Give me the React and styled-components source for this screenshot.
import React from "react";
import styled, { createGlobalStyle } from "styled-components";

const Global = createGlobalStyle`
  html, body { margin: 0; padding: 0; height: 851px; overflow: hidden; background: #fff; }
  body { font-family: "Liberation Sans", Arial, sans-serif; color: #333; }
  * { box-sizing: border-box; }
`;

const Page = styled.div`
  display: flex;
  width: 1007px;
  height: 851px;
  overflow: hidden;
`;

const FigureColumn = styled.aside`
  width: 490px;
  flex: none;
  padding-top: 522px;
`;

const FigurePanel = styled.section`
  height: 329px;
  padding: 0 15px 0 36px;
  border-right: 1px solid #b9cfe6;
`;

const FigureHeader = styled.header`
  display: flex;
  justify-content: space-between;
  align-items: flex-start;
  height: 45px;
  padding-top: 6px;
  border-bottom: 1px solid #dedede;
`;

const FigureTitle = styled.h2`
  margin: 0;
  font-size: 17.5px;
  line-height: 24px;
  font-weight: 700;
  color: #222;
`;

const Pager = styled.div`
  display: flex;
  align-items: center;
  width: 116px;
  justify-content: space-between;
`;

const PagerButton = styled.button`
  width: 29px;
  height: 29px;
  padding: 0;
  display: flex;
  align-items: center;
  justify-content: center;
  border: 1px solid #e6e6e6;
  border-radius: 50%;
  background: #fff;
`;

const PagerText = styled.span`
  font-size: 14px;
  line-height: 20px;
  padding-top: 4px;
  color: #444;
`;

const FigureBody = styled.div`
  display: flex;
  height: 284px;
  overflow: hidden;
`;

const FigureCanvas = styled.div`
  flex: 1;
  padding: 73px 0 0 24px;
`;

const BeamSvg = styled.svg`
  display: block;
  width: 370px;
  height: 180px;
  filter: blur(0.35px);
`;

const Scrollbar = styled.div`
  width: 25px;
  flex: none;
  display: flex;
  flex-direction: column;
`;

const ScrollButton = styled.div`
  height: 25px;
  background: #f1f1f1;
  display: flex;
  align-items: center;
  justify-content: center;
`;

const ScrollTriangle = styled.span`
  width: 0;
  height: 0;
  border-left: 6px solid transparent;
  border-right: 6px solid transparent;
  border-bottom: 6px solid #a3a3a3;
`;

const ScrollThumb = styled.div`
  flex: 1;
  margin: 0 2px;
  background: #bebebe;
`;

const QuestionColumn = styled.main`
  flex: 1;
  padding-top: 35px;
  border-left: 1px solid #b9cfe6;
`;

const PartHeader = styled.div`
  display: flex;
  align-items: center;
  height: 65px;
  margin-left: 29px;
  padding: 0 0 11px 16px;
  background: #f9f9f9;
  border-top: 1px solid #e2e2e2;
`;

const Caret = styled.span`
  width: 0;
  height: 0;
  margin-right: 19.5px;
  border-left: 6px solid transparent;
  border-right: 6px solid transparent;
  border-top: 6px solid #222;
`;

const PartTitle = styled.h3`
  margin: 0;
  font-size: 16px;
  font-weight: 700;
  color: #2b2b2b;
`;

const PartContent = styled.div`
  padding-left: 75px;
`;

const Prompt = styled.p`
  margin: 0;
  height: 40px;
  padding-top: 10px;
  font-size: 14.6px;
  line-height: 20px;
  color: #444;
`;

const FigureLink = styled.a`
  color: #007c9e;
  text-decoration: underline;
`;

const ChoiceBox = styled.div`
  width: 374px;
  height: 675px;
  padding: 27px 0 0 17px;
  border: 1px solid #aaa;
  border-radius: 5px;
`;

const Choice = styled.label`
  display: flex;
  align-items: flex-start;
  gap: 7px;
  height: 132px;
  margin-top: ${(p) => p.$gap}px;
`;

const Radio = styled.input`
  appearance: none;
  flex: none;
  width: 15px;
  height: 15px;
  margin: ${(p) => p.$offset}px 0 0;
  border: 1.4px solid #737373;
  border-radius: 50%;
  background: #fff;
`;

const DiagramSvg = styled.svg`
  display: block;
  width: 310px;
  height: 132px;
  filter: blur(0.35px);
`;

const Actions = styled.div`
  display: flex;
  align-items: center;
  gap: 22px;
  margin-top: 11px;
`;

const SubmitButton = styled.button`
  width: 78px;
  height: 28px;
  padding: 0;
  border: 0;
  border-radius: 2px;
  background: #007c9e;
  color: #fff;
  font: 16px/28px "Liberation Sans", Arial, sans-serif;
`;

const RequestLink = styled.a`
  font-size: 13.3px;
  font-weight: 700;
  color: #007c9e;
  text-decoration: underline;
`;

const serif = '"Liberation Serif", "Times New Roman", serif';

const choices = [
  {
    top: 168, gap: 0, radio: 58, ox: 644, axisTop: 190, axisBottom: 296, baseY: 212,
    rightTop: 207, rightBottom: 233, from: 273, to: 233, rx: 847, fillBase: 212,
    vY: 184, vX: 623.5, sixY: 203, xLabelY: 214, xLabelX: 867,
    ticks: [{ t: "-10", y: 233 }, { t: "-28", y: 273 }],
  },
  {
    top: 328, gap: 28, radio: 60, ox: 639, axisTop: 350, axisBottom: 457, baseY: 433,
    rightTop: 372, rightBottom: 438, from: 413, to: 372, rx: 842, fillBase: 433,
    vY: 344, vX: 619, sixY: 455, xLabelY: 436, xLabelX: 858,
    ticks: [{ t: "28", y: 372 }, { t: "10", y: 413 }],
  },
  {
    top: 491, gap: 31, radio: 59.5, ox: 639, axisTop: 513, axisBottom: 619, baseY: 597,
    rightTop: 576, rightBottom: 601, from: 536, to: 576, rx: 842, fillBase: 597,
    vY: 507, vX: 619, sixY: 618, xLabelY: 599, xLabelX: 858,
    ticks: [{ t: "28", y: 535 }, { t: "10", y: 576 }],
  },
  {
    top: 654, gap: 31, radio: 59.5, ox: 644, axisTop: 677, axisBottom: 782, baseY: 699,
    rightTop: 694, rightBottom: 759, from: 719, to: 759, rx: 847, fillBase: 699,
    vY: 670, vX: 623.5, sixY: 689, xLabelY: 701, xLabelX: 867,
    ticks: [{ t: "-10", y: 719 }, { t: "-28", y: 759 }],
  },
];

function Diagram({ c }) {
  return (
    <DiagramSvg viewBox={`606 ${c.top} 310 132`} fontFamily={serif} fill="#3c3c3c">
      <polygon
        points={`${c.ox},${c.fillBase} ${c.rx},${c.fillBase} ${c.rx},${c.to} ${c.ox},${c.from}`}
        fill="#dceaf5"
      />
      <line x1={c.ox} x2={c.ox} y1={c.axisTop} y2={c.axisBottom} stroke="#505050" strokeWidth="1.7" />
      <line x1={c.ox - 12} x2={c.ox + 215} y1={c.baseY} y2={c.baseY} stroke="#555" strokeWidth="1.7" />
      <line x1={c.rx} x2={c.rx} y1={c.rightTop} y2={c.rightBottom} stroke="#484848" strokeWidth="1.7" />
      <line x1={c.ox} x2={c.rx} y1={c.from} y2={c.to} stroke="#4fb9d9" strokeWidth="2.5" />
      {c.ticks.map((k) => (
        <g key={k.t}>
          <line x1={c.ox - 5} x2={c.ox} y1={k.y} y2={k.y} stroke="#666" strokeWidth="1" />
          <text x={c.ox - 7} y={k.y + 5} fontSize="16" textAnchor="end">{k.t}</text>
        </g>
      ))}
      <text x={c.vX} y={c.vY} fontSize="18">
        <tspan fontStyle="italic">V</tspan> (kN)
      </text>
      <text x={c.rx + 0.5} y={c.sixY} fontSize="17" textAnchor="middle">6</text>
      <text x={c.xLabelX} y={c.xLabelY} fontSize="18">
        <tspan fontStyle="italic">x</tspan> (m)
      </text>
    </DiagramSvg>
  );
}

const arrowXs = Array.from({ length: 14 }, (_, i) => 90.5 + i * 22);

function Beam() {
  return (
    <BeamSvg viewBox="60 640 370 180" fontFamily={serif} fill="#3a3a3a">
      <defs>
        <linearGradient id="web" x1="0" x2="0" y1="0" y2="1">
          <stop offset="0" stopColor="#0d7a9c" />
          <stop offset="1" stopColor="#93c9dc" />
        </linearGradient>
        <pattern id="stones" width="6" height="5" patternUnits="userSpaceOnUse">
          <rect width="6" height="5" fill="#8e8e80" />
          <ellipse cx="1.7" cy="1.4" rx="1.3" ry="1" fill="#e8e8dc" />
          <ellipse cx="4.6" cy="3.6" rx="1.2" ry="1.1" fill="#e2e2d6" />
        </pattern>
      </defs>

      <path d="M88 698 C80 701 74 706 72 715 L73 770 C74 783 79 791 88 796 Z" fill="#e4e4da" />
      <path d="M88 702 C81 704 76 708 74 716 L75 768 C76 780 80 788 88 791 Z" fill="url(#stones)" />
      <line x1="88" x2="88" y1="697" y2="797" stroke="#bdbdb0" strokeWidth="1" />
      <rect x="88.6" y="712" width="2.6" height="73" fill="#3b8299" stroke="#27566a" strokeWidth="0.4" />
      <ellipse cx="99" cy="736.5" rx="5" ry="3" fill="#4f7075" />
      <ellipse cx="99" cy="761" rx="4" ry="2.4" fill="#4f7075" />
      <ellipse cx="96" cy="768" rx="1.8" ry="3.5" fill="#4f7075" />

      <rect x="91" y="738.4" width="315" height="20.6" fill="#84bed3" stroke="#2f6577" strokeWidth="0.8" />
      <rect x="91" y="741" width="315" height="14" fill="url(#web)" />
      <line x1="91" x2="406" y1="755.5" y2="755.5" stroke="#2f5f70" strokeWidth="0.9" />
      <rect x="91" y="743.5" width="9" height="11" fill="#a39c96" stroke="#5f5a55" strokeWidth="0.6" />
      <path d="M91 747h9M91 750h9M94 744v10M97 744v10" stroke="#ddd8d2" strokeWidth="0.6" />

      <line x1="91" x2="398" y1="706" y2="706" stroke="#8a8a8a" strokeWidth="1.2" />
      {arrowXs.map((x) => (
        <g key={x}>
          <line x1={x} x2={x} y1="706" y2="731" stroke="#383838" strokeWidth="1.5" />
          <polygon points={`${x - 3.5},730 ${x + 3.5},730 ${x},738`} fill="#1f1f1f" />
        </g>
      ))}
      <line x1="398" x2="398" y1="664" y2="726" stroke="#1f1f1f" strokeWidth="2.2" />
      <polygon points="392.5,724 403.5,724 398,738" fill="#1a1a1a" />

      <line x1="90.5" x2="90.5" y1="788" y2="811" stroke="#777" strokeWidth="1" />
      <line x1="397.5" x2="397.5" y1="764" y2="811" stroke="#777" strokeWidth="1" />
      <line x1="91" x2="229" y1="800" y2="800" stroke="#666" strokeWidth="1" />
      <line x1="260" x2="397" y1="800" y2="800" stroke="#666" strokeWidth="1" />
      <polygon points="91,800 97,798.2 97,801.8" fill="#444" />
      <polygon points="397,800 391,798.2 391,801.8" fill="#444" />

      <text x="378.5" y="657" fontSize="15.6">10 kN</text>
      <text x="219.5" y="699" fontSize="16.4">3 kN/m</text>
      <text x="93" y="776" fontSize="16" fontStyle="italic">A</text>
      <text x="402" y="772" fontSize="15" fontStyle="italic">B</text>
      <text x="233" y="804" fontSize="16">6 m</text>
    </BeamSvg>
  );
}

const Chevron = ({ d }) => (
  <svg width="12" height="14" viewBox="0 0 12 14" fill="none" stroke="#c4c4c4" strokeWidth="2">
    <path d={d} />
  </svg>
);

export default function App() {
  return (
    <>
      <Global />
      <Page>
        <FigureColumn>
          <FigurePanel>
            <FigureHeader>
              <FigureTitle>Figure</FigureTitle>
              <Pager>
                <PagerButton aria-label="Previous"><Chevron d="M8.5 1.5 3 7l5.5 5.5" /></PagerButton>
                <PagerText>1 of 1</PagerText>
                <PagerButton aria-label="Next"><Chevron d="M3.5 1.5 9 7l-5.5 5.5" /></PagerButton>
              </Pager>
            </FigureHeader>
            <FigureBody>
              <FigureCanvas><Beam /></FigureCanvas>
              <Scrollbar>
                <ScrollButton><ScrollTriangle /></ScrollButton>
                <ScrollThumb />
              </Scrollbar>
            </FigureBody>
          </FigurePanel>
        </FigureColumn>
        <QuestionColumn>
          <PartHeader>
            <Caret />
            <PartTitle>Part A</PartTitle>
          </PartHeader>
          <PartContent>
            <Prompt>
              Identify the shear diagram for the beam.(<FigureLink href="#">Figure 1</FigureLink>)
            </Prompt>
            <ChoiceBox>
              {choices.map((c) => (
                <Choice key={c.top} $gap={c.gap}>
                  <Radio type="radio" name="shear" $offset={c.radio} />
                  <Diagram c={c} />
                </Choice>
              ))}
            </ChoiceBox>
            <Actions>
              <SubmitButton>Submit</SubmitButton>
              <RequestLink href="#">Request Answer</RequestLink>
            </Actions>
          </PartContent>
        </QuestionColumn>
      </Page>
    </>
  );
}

Task requirements
Locate and copy each line in the data above that includes the word "React".

Exercise output
Give me the React and styled-components source for this screenshot.
import React from "react";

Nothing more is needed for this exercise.